The Family Business Survey showed that 42 percent of the respondents were unaware of the true fair market value of their business and one-third of the respondents were completely unsure of how they wanted to divide the assets of the business. Surprisingly, 33 percent were also unsure how they would fund estate taxes in the event of a transition. Working with a business appraiser and your CPA can help minimize the impact of estate taxes.

Buy-Sell and Operating Agreements — These vital documents develop common understandings among a company’s management team as to the events that will occur when one family member wants to retire, sell their share of the company, or is injured, killed or dies.

To work as intended, these documents must be well written and kept updated.

Get Your Funding In Order — Without the proper planning and advice, the estate taxes and legal fees involved in transitioning a business can be costly. Life insurance is a tool that can help. Without the proceeds from a life insurance policy, a family member may not be able to afford the take the reins of the business during a transition, or the company may become saddled with debt that would hinder its performance and sustainability.

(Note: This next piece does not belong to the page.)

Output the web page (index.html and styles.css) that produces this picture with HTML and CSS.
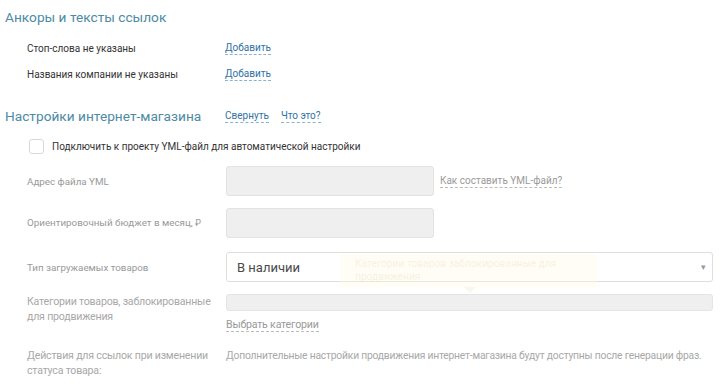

Run a Simulation — Most organizations have fire drills to practice evacuating a building in case of an emergency. Why not do the same for your business in the event of an unexpected transition? A simulation involves gathering all parties involved in the transition and putting your well-written plans into action. When you run a simulation, you can easily identify red flags and learn if what you have on paper translates to reality. In addition, the simulation will uncover possible areas of family friction that can be identified and resolved.

Keep an Up-to-Date Plan — It’s vitally important that any documentation you have regarding the transition of the business be kept current. It goes without saying that tax regulations change, and the details contained in a document today may no longer be accurate tomorrow, or a better way to preserve assets may be introduced. Having your lawyer and CPA review your documents on an annual basis helps to ensure the smooth transition of business ownership and the preservation of family assets.

When it comes to sustaining family ownership of a company, a little bit of planning now goes a long way to ensuring that the company continues to thrive in the event of a planned or unplanned transition.